Take their Dropped Cone in Cologne, Germany. When my wife and I turned the corner and saw this upside-down cone, we thought we might have inhaled too deeply when we visited Amsterdam. Nope, it is not a hallucination. A masterpiece right there on the building.

Clearly, a newly created relative of the Dropped Cone needs to be on Ritchie Center. It’s a no-brainer.

But the University needs to act fast. Sadly, Coosje van Bruggen has died. The Whispers creator, Lawrence Argent, has died. And Oldenburg is not a young man.

Perhaps Oldenburg and Little Man could collaborate. Why not? And every tenth scoop could go to those in ice cream need. Like myself.

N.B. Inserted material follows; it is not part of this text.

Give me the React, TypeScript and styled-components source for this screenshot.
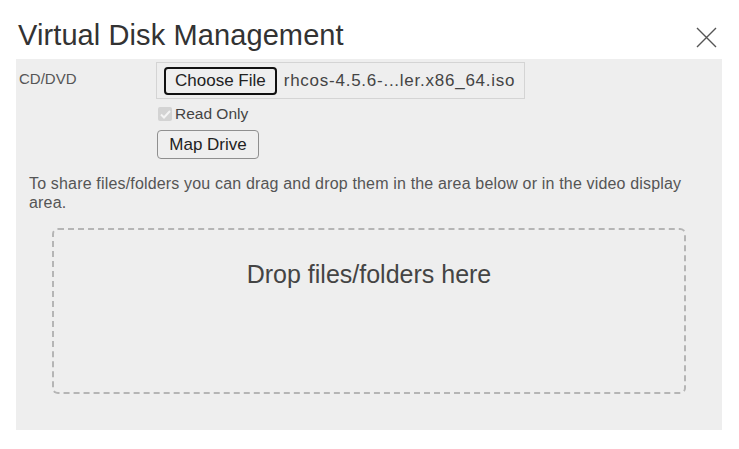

Mmmm, let’s see, Raspberry Love or Chocolate Whopper?

Joe

 

 

 

 

3 thoughts on “Lips and their many uses — a modest proposal

  1. I don’t know how you keep coming up with these wonderful observations of the ‘human condition’. BTW: I got a chuckle from your reference to Amsterdam…

  2. What a wonderful post and photos of the sculpture garden! Totally concur that the ice cream cone would be right at home and the Denver Museum of art. I must share Walter Isaacson’s information ( since I’m on the home stretch) from his book called Leonardo on the study of lips. As you know, DaVinci created a smile for the ages and a lot of study went into this, including many dissections. Did you want to know this?

    He was fascinated early on by the muscles and nerves that make a smile, and Isaacson is such a great writer (he literally sucked me into a 524 page book in his first paragraphs) that he makes me fascinated as well. I’ll conclude by quoting Leonardo himself from a notebook written in 1508. “Other movements of the lips involve ‘different muscles including those which bring the lips to a point, others which spread them, and others which curl them back, others which straighten them out others which twist them transversely and others which return them to their first position.'”

    And he drew rows and rows of lips. I guess we all practice as we prepare our own masterpiece.